Depuis une petite dizaine d’années, les éditeurs français font un effort particulier pour publier de nouveaux auteurs japonais. Après Murakami Haruki au Seuil et Murakami Ryû chez Picquier, le Mercure de France propose aujourd’hui la belle traduction d’un roman de Tsuji Hitonari, Le Bouddha blanc (1), dont l’histoire inspiré par son grand-père révèle un très grand écrivain. De passage à Paris, l’auteur a répondu à nos questions.OVNI : Vous avez publié plusieurs romans au Japon. Certains d’entre eux comme Kaikyô no hikari (La lumière du détroit, éd. Shinchôsha, 1997) ont même été couronnés par des prix littéraires. Pourquoi le choix de la traduction française s’est-il porté sur le Bouddha blanc ?
Tsuji Hitonari : C’est un concours de circonstances heureux qui a permis la publication de cet ouvrage en France.

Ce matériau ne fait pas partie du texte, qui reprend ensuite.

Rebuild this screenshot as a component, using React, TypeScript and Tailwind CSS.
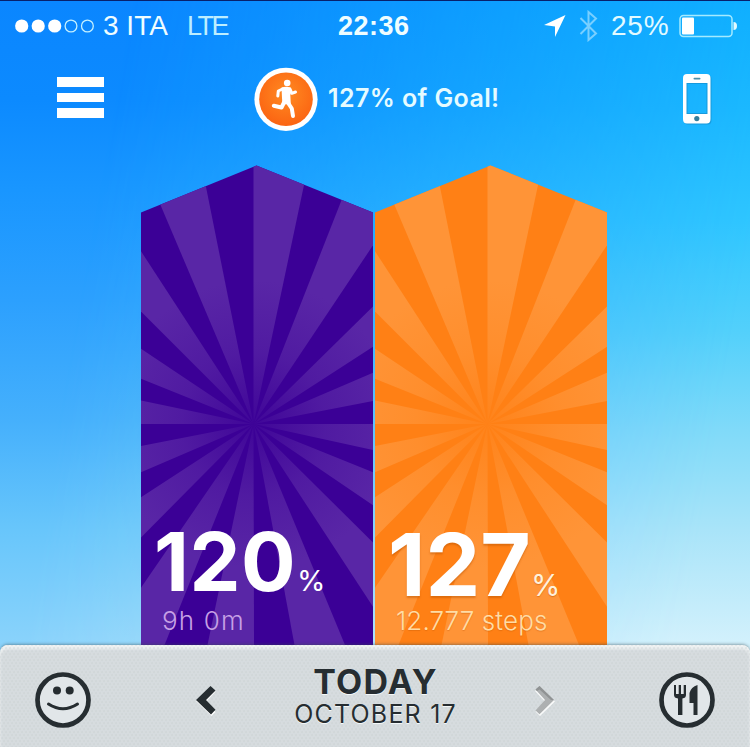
import type { ReactNode } from 'react'

interface BarProps {
  id: string
  base: string
  ray: string
  children: ReactNode
}

// Each row is the two outer points of a light ray, relative to the centre of the burst
const RAYS = [
  [0, -258, 50.5, -239],
  [88.5, -225, 119, -178],
  [119, -117, 119, -77],
  [119, -51, 119, -23],
  [119, 0, 119, 26],
  [119, 48, 119, 81],
  [119, 118, 119, 182],
  [91.5, 221, 41, 221],
  [0.5, 221, -46, 221],
  [-89, 221, -112, 163],
  [-112, 113, -112, 73],
  [-112, 48, -112, 22],
  [-112, 0, -112, -23.5],
  [-112, -45, -112, -75],
  [-112, -112, -112, -172],
  [-93, -219, -47.5, -237],
]

function SunburstBar({ id, base, ray, children }: BarProps) {
  return (
    <section className="relative h-[480px] w-[232px]">
      <svg className="absolute inset-0" width="232" height="480" viewBox="0 0 232 480">
        <defs>
          <clipPath id={`${id}-clip`}>
            <path d="M0 47.5L115.5 0.5L232 47.5V480H0Z" />
          </clipPath>
          <radialGradient id={`${id}-fade`} gradientUnits="userSpaceOnUse" cx="112.5" cy="259" r="240">
            <stop offset="0" stopColor={ray} stopOpacity="0.15" />
            <stop offset="0.3" stopColor={ray} stopOpacity="0.7" />
            <stop offset="0.6" stopColor={ray} />
          </radialGradient>
        </defs>
        <g clipPath={`url(#${id}-clip)`}>
          <rect width="232" height="480" fill={base} />
          {RAYS.map(([x1, y1, x2, y2], i) => (
            <path
              key={i}
              fill={`url(#${id}-fade)`}
              d={`M112.5 259L${112.5 + x1 * 2} ${259 + y1 * 2}L${112.5 + x2 * 2} ${259 + y2 * 2}Z`}
            />
          ))}
        </g>
      </svg>
      <div className="relative">{children}</div>
    </section>
  )
}

function StatusBar() {
  return (
    <div className="flex h-[50px] items-center border-t border-[#07206b] pt-px pl-[15px] text-[28px] leading-none">
      <svg width="80" height="14" viewBox="0 0 80 14" fill="#fff">
        <circle cx="6.7" cy="7" r="6.6" />
        <circle cx="23.2" cy="7" r="6.6" />
        <circle cx="39.7" cy="7" r="6.6" />
        <circle cx="56" cy="7" r="5.9" fill="none" stroke="#c4f0ff" strokeWidth="1.3" />
        <circle cx="72.4" cy="7" r="5.9" fill="none" stroke="#c4f0ff" strokeWidth="1.3" />
      </svg>
      <span className="ml-[8px] w-[66px] whitespace-nowrap text-[#effdff]">3 ITA</span>
      <span className="ml-[18px] w-[46px] text-[27px] tracking-[-2.5px] text-[#bdeeff]">LTE</span>
      <span className="ml-[105px] w-[75px] text-[27px] font-bold tracking-[0.5px] text-[#effdff]">22:36</span>
      <svg className="ml-[131px]" width="22" height="22" viewBox="0 0 22 22">
        <path d="M0 10L21.5 0L11 22V11.5Z" fill="#fff" />
      </svg>
      <svg className="ml-[13px]" width="20" height="32" viewBox="0 0 20 32">
        <path d="M1.5 8L17 23.5L9.5 30V2L17 8.5L1.5 24" fill="none" stroke="#79cfff" strokeWidth="2" />
      </svg>
      <span className="ml-[12px] w-[60px] tracking-[0.8px] text-[#e3faff]">25%</span>
      <svg className="ml-[8px]" width="59" height="24" viewBox="0 0 59 24">
        <rect x="1" y="1.5" width="52" height="21" rx="3.5" fill="none" stroke="#a5eaff" strokeWidth="1.5" />
        <rect x="3" y="3.5" width="12" height="17" rx="1" fill="#fff" />
        <path d="M54.5 8Q58 8 58 12Q58 16 54.5 16Z" fill="#e0faff" />
      </svg>
    </div>
  )
}

function GoalHeader() {
  return (
    <header className="flex h-[115px] pt-[17px] pl-[57px] font-['Inter',sans-serif]">
      <div className="flex w-[47px] flex-col gap-[6px] pt-[10px]">
        <div className="h-[9.5px] bg-white" />
        <div className="h-[9.5px] bg-white" />
        <div className="h-[9.5px] bg-white" />
      </div>
      <svg className="ml-[150px]" width="64" height="64" viewBox="0 0 64 64">
        <defs>
          <radialGradient id="badge" cx="50%" cy="40%" r="60%">
            <stop offset="0" stopColor="#ff8b22" />
            <stop offset="1" stopColor="#fb6412" />
          </radialGradient>
        </defs>
        <circle cx="32" cy="32.3" r="31.6" fill="#fff" />
        <circle cx="32" cy="32.3" r="26.8" fill="url(#badge)" />
        <circle cx="33.2" cy="16" r="3.3" fill="#fff" />
        <g fill="none" stroke="#fff" strokeLinecap="round" strokeLinejoin="round">
          <path d="M28.5 22L24.3 24L23.8 29M36 22L37.8 26.3L41.5 25" strokeWidth="3" />
          <path d="M30.5 34.5L27.5 40.5L19.8 38.8M33.5 35L37.8 41.5L39 49" strokeWidth="4" />
        </g>
        <path d="M27.5 20.5Q32 19.2 36.5 20.5Q38 24 36.3 28L36.8 37L28.5 37.5L28 31Z" fill="#fff" />
      </svg>
      <div className="ml-[10px] w-[172px] pt-[15px] text-[25px] leading-[32px] font-semibold tracking-[0.4px] whitespace-nowrap text-[#e5fbff]">
        127% of Goal!
      </div>
      <svg className="mt-[6px] ml-[183px]" width="29" height="52" viewBox="0 0 29 52">
        <g fillRule="evenodd">
          <path
            fill="#1689c6"
            opacity="0.6"
            d="M5 2H24.5Q28.5 2 28.5 6V47Q28.5 51.5 24.5 51.5H5Q1 51.5 1 47V6Q1 2 5 2ZM4.5 11V40H23.5V11Z"
          />
          <path
            fill="#fff"
            d="M4 1H23.5Q27.5 1 27.5 5V46Q27.5 50.5 23.5 50.5H4Q0 50.5 0 46V5Q0 1 4 1ZM3.5 10V41H24.5V10Z"
          />
        </g>
        <rect x="10.5" y="4.7" width="7" height="1.8" rx="0.9" fill="#4c8fa9" />
        <circle cx="13.8" cy="45.6" r="2.6" fill="#357f9e" />
      </svg>
    </header>
  )
}

function Footer() {
  return (
    <footer className="relative h-[102px] rounded-t-[8px] bg-[#dadfe2] font-['Inter',sans-serif] text-[#262d31] shadow-[0_-1px_3px_rgba(50,70,80,0.45),inset_0_4px_3px_#f8fafa]">
      <div className="flex h-full rounded-t-[8px] bg-[radial-gradient(circle,#c4cbce66_20%,transparent_60%),radial-gradient(circle,#c4cbce66_20%,transparent_60%)] bg-[size:4px_6px] bg-[position:0_0,2px_3px] pl-[35px]">
        <svg className="mt-[27px]" width="56" height="56" viewBox="0 0 56 56">
          <circle cx="28" cy="28" r="25.5" fill="#e1e6e9" stroke="#262d31" strokeWidth="4.7" />
          <circle cx="22" cy="18.5" r="4" fill="#262d31" />
          <circle cx="34.7" cy="18.5" r="4" fill="#262d31" />
          <path d="M13.5 32Q28 41.5 42.5 32" fill="none" stroke="#262d31" strokeWidth="3" strokeLinecap="round" />
        </svg>
        <svg className="mt-[40px] ml-[104px]" width="22" height="32" viewBox="0 0 22 32">
          <path d="M1 16L15.5 3L20.5 6.5L11.5 16.5L20.5 27L16.5 31Z" fill="#fff" />
          <path d="M1 15L15.5 1L20.5 5.5L11 15L20.5 24.8L16 29.5Z" fill="#262d31" />
        </svg>
        <div className="mt-[19px] ml-[76px] w-[165px] text-center whitespace-nowrap [text-shadow:0_1px_0_#f4f8f8]">
          <div className="text-[34px] leading-[36px] font-bold tracking-[1.2px]">TODAY</div>
          <div className="text-[25px] leading-[28px] tracking-[1.2px]">OCTOBER 17</div>
        </div>
        <svg className="mt-[40px] ml-[76px]" width="22" height="32" viewBox="0 0 22 32">
          <path d="M21 16.5L6 31L1.5 26.5L11 16.5L1 6L6 2Z" fill="#f9fafa" />
          <path d="M20 15L5.5 29.3L1.5 25.5L11 15L1.5 4.5L5.5 1Z" fill="#adb0b1" />
          <path d="M1.5 4.5L5.5 1L20 15H17L5.5 4.5L3 6Z" fill="#909394" />
        </svg>
        <svg className="mt-[27px] ml-[103px]" width="56" height="56" viewBox="0 0 56 56">
          <circle cx="28" cy="28" r="25.5" fill="#e1e6e9" stroke="#262d31" strokeWidth="4.7" />
          <path
            d="M15 13H17V22H19.7V13H22V22H24.7V13H27V23Q27 26 23.4 26.5V43H19V26.5Q15 26 15 23ZM38.5 43H34.5V31H30.5V21Q32 15 38.5 13Z"
            fill="#262d31"
          />
        </svg>
      </div>
    </footer>
  )
}

export default function App() {
  return (
    <main className="relative h-[747px] w-[750px] overflow-hidden bg-[linear-gradient(180deg,#0a86ff_0px,#0c8aff_100px,#1996ff_190px,#2ca0fe_300px,#45b0fc_420px,#68c6fb_530px,#8ad3fb_645px)] font-['Liberation_Sans',sans-serif]">
      <div className="absolute inset-0 bg-[linear-gradient(180deg,#10b2ff_0px,#1cbaff_110px,#2fc6ff_220px,#52d0fb_330px,#80daf9_430px,#a9e4f9_530px,#d3f1fc_645px)] [mask-image:linear-gradient(100deg,transparent_15%,black_90%)]" />
      <div className="relative">
        <StatusBar />
        <GoalHeader />
        <div className="flex h-[480px] gap-[2px] pl-[141px] font-['Inter',sans-serif]">
          <SunburstBar id="sleep" base="#3b0096" ray="#5926a6">
            <div className="flex h-[435px] items-end pl-[13px] text-white">
              <span className="w-[143px] text-[81px] leading-[76px] font-bold tracking-[0.5px]">120</span>
              <span className="text-[29px] leading-[38px]">%</span>
            </div>
            <div className="pl-[21px] text-[26px] leading-[42px] font-light tracking-[1.2px] text-[#c6a0e5]">9h 0m</div>
          </SunburstBar>
          <SunburstBar id="steps" base="#ff8015" ray="#ff9437">
            <div className="flex h-[435px] items-end pl-[13px] text-white">
              <span className="w-[143px] text-[87px] leading-[70px] font-bold [text-shadow:0_2px_2px_#b6510077]">127</span>
              <span className="text-[30px] leading-[30px] text-[#fff1dc] [text-shadow:0_1px_1px_#b6510077]">%</span>
            </div>
            <div className="pl-[21px] text-[26px] leading-[42px] font-light tracking-[0.1px] text-[#ffdca5] [text-shadow:0_1px_1px_#b6510055]">
              12.777 steps
            </div>
          </SunburstBar>
        </div>
        <Footer />
      </div>
    </main>
  )
}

A l’occasion de la foire du livre de Francfort, mon éditeur a parlé de ce roman à Marie-Pierre Bay qui dirige la collection bibliothèque étrangère au Mercure de France. Elle a été emballée par le sujet qui est basée sur une véritable histoire, celle de mon grand-père. Son enthousiasme m’a touché d’autant plus que ce livre est mon préféré. J’imagine que la facture classique de ce roman qui contient des ingrédients typiquement japonais a aussi contribué à séduire Mme Bay et, j’en suis sûr, permettra de conquérir de nombreux lecteurs français.OVNI : Le Bouddha blanc est le plus autobiographique de vos romans. Il apparaît également comme le plus abouti d’où se dégage une impression de tranquillité.

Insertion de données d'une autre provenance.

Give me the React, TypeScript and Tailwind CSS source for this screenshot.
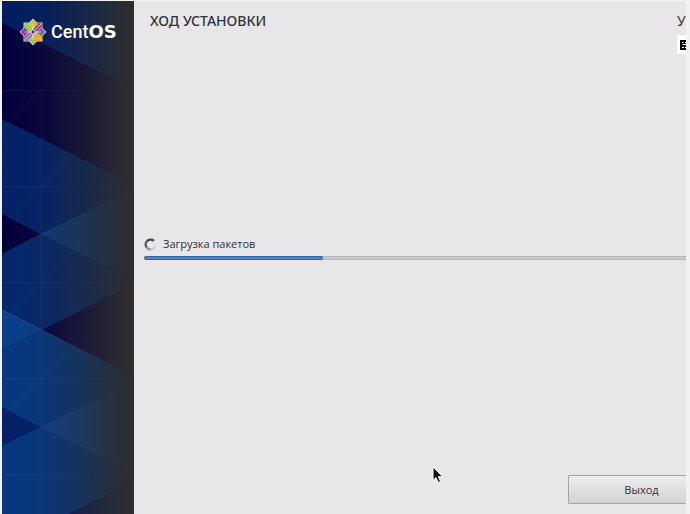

T. H. : En effet, je me suis inspiré de l’histoire de mon grand-père pour écrire ce livre. C’est ma mère qui m’avait raconté son extraordinaire aventure et cela m’avait tout de suite emballé. Et puis, j’étais à un moment de ma vie où je me posais beaucoup de questions sur le roman et sur les raisons qui me poussaient à en écrire. Ces interrogations combinées à une histoire qui me touchait directement ont contribué à donner un sens original à ce livre. Je considère Le Bouddha blanc comme un aboutissement. Tous les livres que j’ai pu écrire avant lui étaient pour moi un entraînement. Dans la vie des écrivains, il y a plusieurs étapes. Le Bouddha blanc n’est bien sûr pas la dernière pour moi, mais c’est sans doute un pallier dans ma carrière d’écrivain. Depuis j’ai écrit un autre roman Wild flower (éd. Shûeisha, 1998) que je n’aurais sans doute pas pu écrire si je n’avais pas publié Le Bouddha blanc.OVNI : Vous vivez à New York comme d’autres artistes japonais. Pourquoi avez-vous ressenti le besoin de quitter le Japon ?

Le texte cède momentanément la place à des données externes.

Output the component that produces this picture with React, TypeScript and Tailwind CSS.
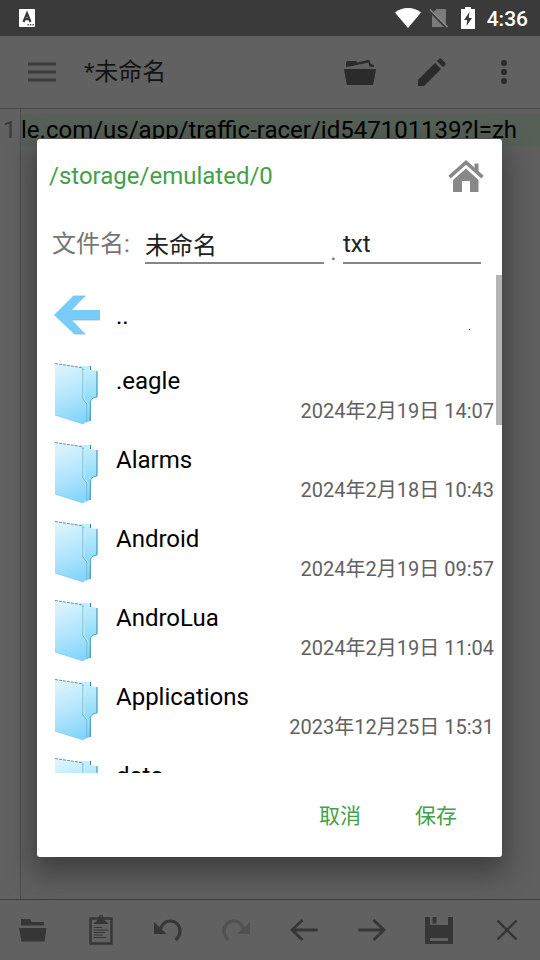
import React, { useState } from "react";

type IconProps = { className?: string };

type Entry = { name: string; date?: string };

const entries: Entry[] = [
  { name: ".eagle", date: "2024年2月19日 14:07" },
  { name: "Alarms", date: "2024年2月18日 10:43" },
  { name: "Android", date: "2024年2月19日 09:57" },
  { name: "AndroLua", date: "2024年2月19日 11:04" },
  { name: "Applications", date: "2023年12月25日 15:31" },
  { name: "data" },
];

function StatusBar() {
  return (
    <header className="flex h-9 shrink-0 items-center bg-[#3a3a3a] pl-[19px] pr-3 text-white">
      <svg className="h-[18px] w-4" viewBox="0 0 16 18" aria-hidden="true">
        <rect width="16" height="18" rx="1" fill="#fff" />
        <path d="M4.500 13 8 4.500 11.500 13M5.800 10.200h4.400" fill="none" stroke="#3a3a3a" strokeWidth="2.200" />
        <path d="M8.500 15.800h1.300M11 15.800h1.300M13.500 15.800h1.300" stroke="#3a3a3a" strokeWidth="1.400" />
      </svg>
      <div className="ml-auto flex items-center">
        <svg className="h-5 w-[26px]" viewBox="0 0 26 20" fill="#fff" aria-hidden="true">
          <path d="M13 20 0 4.500C3.500 1.500 8 0 13 0s9.500 1.500 13 4.500z" />
        </svg>
        <svg className="ml-2 h-5 w-5" viewBox="0 0 20 20" aria-hidden="true">
          <path d="M7.500 1H17v17L5 5.500V3.500zM3 7l12 12H3z" fill="#7b7b7b" />
          <path d="M1 1.500 18.500 19" stroke="#8a8a8a" strokeWidth="1.600" />
        </svg>
        <svg className="ml-3 h-[22px] w-[14px]" viewBox="0 0 14 22" aria-hidden="true">
          <path d="M4 0h6v2h4v20H0V2h4z" fill="#fff" />
          <path d="M8.500 5 3 13h3.200L5.500 19 11 11H7.800z" fill="#3a3a3a" />
        </svg>
        <span className="ml-3 pt-px text-[21px] font-medium leading-6">4:36</span>
      </div>
    </header>
  );
}

function OpenFolderIcon({ className }: IconProps) {
  return (
    <svg className={className} viewBox="0 0 32 26" fill="currentColor" aria-hidden="true">
      <path d="M0 10h32l-2.500 14.500q-.3 1.500-1.500 1.500H4q-1.200 0-1.500-1.500z" />
      <path d="M2 8V3.500Q2 2 3.500 2H12l1.500 1.500L25 .8l2 4.200 3 1v2h-4.500L24.500 3.500 7 7.200z" />
    </svg>
  );
}

function ClosedFolderIcon() {
  return (
    <svg className="h-6 w-7" viewBox="0 0 28 24" fill="currentColor" aria-hidden="true">
      <path d="M2 7.500V1h9l1.500 3H25v3.500zM0 10h27.500L25.500 23.500h-23z" />
    </svg>
  );
}

function ClipboardIcon() {
  return (
    <svg className="h-[30px] w-6" viewBox="0 0 24 30" fill="none" stroke="currentColor" aria-hidden="true">
      <path d="M1.500 3.500h21v25h-21z" strokeWidth="2.400" />
      <path d="M5 9V8l5-4h4l5 4v1z" fill="currentColor" stroke="none" />
      <circle cx="12" cy="2.500" r="1.800" strokeWidth="1.200" />
      <path d="M5 12.500h8M5 15h14M5 17.500h11M5 20h9M5 22.500h12" strokeWidth="1" />
    </svg>
  );
}

function UndoIcon({ className }: IconProps) {
  return (
    <svg className={className} viewBox="0 0 28 22" aria-hidden="true">
      <path d="M0 3v12h12.500L8.500 11z" fill="currentColor" />
      <path d="M6.500 9.500C8.500 5 11.500 2 16 2c6 0 10 4.500 10 10 0 4-2 7-4.500 9" fill="none" stroke="currentColor" strokeWidth="3.200" />
    </svg>
  );
}

function ArrowIcon({ className }: IconProps) {
  return (
    <svg className={className} viewBox="0 0 28 22" fill="none" stroke="currentColor" strokeWidth="2.800" aria-hidden="true">
      <path d="M27.500 11H2.500M12.500 1 2 11l10.500 10" />
    </svg>
  );
}

function SaveIcon() {
  return (
    <svg className="h-7 w-7" viewBox="0 0 28 28" aria-hidden="true">
      <path fillRule="evenodd" fill="currentColor" d="M0 1h5v8h18V1h5v27H0zM7.500 1h4v6.500h-4zM5 22v3h18v-3z" />
    </svg>
  );
}

function BackArrowIcon() {
  return (
    <svg className="h-10 w-[46px]" viewBox="0 0 46 40" aria-hidden="true">
      <path d="M0 20 19 1h12.500L18 15h28v10H18l13.500 14H20z" fill="#78cdf8" />
      <path d="M19 1h12.500M18 25h28V15M31.500 39H20" fill="none" stroke="#8db5d4" strokeWidth=".8" />
    </svg>
  );
}

function FolderIcon() {
  return (
    <svg className="h-16 w-[46px]" viewBox="0 0 46 64" aria-hidden="true">
      <defs>
        <linearGradient id="folder-front" x1=".3" y1="0" x2=".5" y2="1">
          <stop offset="0" stopColor="#dcf4fe" />
          <stop offset=".55" stopColor="#b2e5fd" />
          <stop offset="1" stopColor="#83d6fb" />
        </linearGradient>
        <linearGradient id="folder-back" x1="0" y1="0" x2="0" y2="1">
          <stop offset="0" stopColor="#c6effc" />
          <stop offset=".6" stopColor="#8fdcfa" />
          <stop offset="1" stopColor="#46b0de" />
        </linearGradient>
      </defs>
      <path d="M26 4h11v4l6 1v26l-4 1-3 3v20l-7 2z" fill="url(#folder-back)" />
      <path d="M36.500 4v4M43 9v26" fill="none" stroke="#2d87aa" strokeWidth="1" />
      <path d="M43 35l-4 1-2.500 3v20" fill="none" stroke="#3f9fc6" strokeWidth=".9" />
      <path d="M1 2l28 4v31l4 5v17l-4 3L1 53z" fill="url(#folder-front)" />
      <path d="M1 1.500l26 4q2 .5 2 2" fill="none" stroke="#4b8799" strokeWidth=".9" strokeDasharray="3 1" />
      <path d="M29 7v30l4 5v17" fill="none" stroke="#4fa3c4" strokeWidth=".8" />
      <path d="M30 8v29l4 5v17" fill="none" stroke="#dff6ff" strokeWidth=".8" />
      <path d="M1 53l28 9 4-3" fill="none" stroke="#7fc9e8" strokeWidth=".7" />
    </svg>
  );
}

function AppBar() {
  return (
    <div className="flex h-[73px] shrink-0 items-center border-b border-[#484848] bg-[#616161] pl-7 pr-[33px] text-[#2b2b2b]">
      <button aria-label="Menu" className="text-[#3b3b3b]">
        <svg className="h-5 w-7" viewBox="0 0 28 20" stroke="currentColor" strokeWidth="3" aria-hidden="true">
          <path d="M0 2h28M0 10h28M0 18h28" />
        </svg>
      </button>
      <h1 className="ml-7 text-2xl leading-8 text-[#141414]">*未命名</h1>
      <button aria-label="Open" className="ml-auto">
        <OpenFolderIcon className="h-[26px] w-8" />
      </button>
      <button aria-label="Edit" className="ml-[42px]">
        <svg className="h-7 w-7" viewBox="0 0 28 28" fill="currentColor" aria-hidden="true">
          <path d="M0 28v-6L17 5l6 6L6 28zM19 3l2.300-2.300q1-1 2 0l4 4q1 1 0 2L25 9z" />
        </svg>
      </button>
      <button aria-label="More" className="ml-[55px]">
        <svg className="h-6 w-[6px]" viewBox="0 0 6 24" fill="currentColor" aria-hidden="true">
          <circle cx="3" cy="3" r="3" />
          <circle cx="3" cy="12" r="3" />
          <circle cx="3" cy="21" r="3" />
        </svg>
      </button>
    </div>
  );
}

function Editor() {
  return (
    <main className="flex min-h-0 flex-1 overflow-hidden bg-[#5f5f5f] text-2xl leading-8">
      <div className="w-[21px] shrink-0 border-r border-[#4c4c4c] bg-[#616161] pl-[3px] pt-[5px] text-[#3a3a3a]">1</div>
      <div className="min-w-0 flex-1 pt-[5px]">
        <div className="h-8 whitespace-nowrap bg-[#566057] text-black">
          le.com/us/app/traffic-racer/id547101139?l=zh
        </div>
      </div>
    </main>
  );
}

function BottomBar() {
  return (
    <nav className="flex h-[61px] shrink-0 items-center justify-between border-t border-[#404040] bg-[#616161] px-[19px] text-[#363636]">
      <button aria-label="Open" className="flex w-7 justify-center"><ClosedFolderIcon /></button>
      <button aria-label="Clipboard" className="flex w-7 justify-center"><ClipboardIcon /></button>
      <button aria-label="Undo"><UndoIcon className="h-[22px] w-7" /></button>
      <button aria-label="Redo" className="text-[#515151]"><UndoIcon className="h-[22px] w-7 -scale-x-100" /></button>
      <button aria-label="Left"><ArrowIcon className="h-[22px] w-7" /></button>
      <button aria-label="Right"><ArrowIcon className="h-[22px] w-7 -scale-x-100" /></button>
      <button aria-label="Save"><SaveIcon /></button>
      <button aria-label="Close" className="flex w-7 justify-center">
        <svg className="h-5 w-5" viewBox="0 0 20 20" stroke="currentColor" strokeWidth="2.400" aria-hidden="true">
          <path d="m.5.5 19 19M19.500.5l-19 19" />
        </svg>
      </button>
    </nav>
  );
}

function SaveDialog() {
  const [name, setName] = useState("未命名");
  const [ext, setExt] = useState("txt");
  return (
    <section role="dialog" aria-label="Save" className="w-full rounded-[3px] bg-white shadow-[0_12px_28px_4px_rgba(0,0,0,0.35)]">
      <div className="flex h-[72px] items-center justify-between pl-3 pr-[18px] pt-px">
        <span className="text-2xl leading-8 text-[#43a047]">/storage/emulated/0</span>
        <button aria-label="Home" className="text-[#888888]">
          <svg className="h-8 w-9" viewBox="0 0 36 32" fill="currentColor" aria-hidden="true">
            <path d="M18 8.500 30.500 20v12H22V21h-8v11H5V20z" />
            <path d="m1.500 17.200L18 2.500l16.500 14.700" fill="none" stroke="currentColor" strokeWidth="3.600" />
            <path d="M26.500 3.500h4V14l-4-3.500z" />
          </svg>
        </button>
      </div>
      <div className="flex h-16 items-start pl-[15px] pr-[21px] pt-[13px] text-2xl leading-8 text-[#757575]">
        <label htmlFor="file-name" className="w-[93px] shrink-0 pt-1">文件名:</label>
        <input
          id="file-name"
          value={name}
          onChange={(e) => setName(e.target.value)}
          className="h-10 min-w-0 flex-[179] border-b-2 border-[#858585] text-[#212121] outline-none"
        />
        <span className="w-[19px] shrink-0 pt-3 text-center">.</span>
        <input
          aria-label="Extension"
          value={ext}
          onChange={(e) => setExt(e.target.value)}
          className="h-10 min-w-0 flex-[138] border-b-2 border-[#858585] pt-px text-[#212121] outline-none"
        />
      </div>
      <div className="relative h-[498px] overflow-hidden">
        <ul>
          <li className="flex h-[79px] items-center pl-[17px] text-2xl leading-8 text-black">
            <BackArrowIcon />
            <span className="ml-4 pt-0.5">..</span>
            <i className="ml-auto mr-8 mt-[30px] h-px w-px bg-[#5b2a70]" />
          </li>
          {entries.map((entry) => (
            <li key={entry.name} className="flex h-[79px] items-center pl-[17px] pr-2">
              <FolderIcon />
              <div className="ml-4 flex min-w-0 flex-1 flex-col self-start pt-[11px]">
                <span className="text-2xl leading-8 text-black">{entry.name}</span>
                {entry.date && (
                  <time className="self-end text-xl leading-7 text-[#616161]">{entry.date}</time>
                )}
              </div>
            </li>
          ))}
        </ul>
        <div className="absolute right-0 top-0 h-[150px] w-[6px] bg-[#b5b5b5]" />
      </div>
      <div className="flex h-[84px] items-center justify-end gap-[54px] pr-[45px] pt-0.5 text-[21px] leading-8 text-[#43a047]">
        <button>取消</button>
        <button>保存</button>
      </div>
    </section>
  );
}

export default function App() {
  return (
    <div className="relative flex min-h-screen flex-col overflow-hidden font-[Roboto,'Noto_Sans_CJK_SC',sans-serif]">
      <StatusBar />
      <AppBar />
      <Editor />
      <BottomBar />
      <div className="absolute inset-x-0 bottom-0 top-9 flex items-center pl-[37px] pr-[38px]">
        <SaveDialog />
      </div>
    </div>
  );
}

T. H. : J’ai quitté le Japon après la publication du Bouddha blanc. Après la plongée dans mon passé qui a accompagné l’écriture de ce roman, j’ai eu besoin de prendre de la distance avec le Japon. A New York, j’ai découvert une certaine liberté et la notion de cosmopolitisme. En même temps, ma vision du Japon a totalement évolué à l’instar de mon grand-père qui, lui aussi, avait radicalement modifié son regard sur les autres en édifiant ce bouddha géant.OVNI : Au regard de cette expérience, quel doit être selon vous le rôle de l’écrivain dans la société ?
T. H. : C’est une question difficile. A mon sens, un artiste qui s’intéresse à la politique et qui en parle, c’est plutôt normal. Mais pour moi, il a une tâche beaucoup plus importante à remplir, celle de rapprocher les individus entre eux pour qu’ils aient une meilleure compréhension de leur vie. Cela suppose que l’écrivain dispose d’un point de vue neutre. C’est en tout cas comme ça que j’envisage mon rôle si tant est que j’en ai un. J’essaie d’envoyer des messages aux uns et aux autres…Propos recueillis par Claude Leblanc(1) traduit par Corinne Atlan, Mercure de France, coll. Bibliothèque étrangère, 1999, 140FF.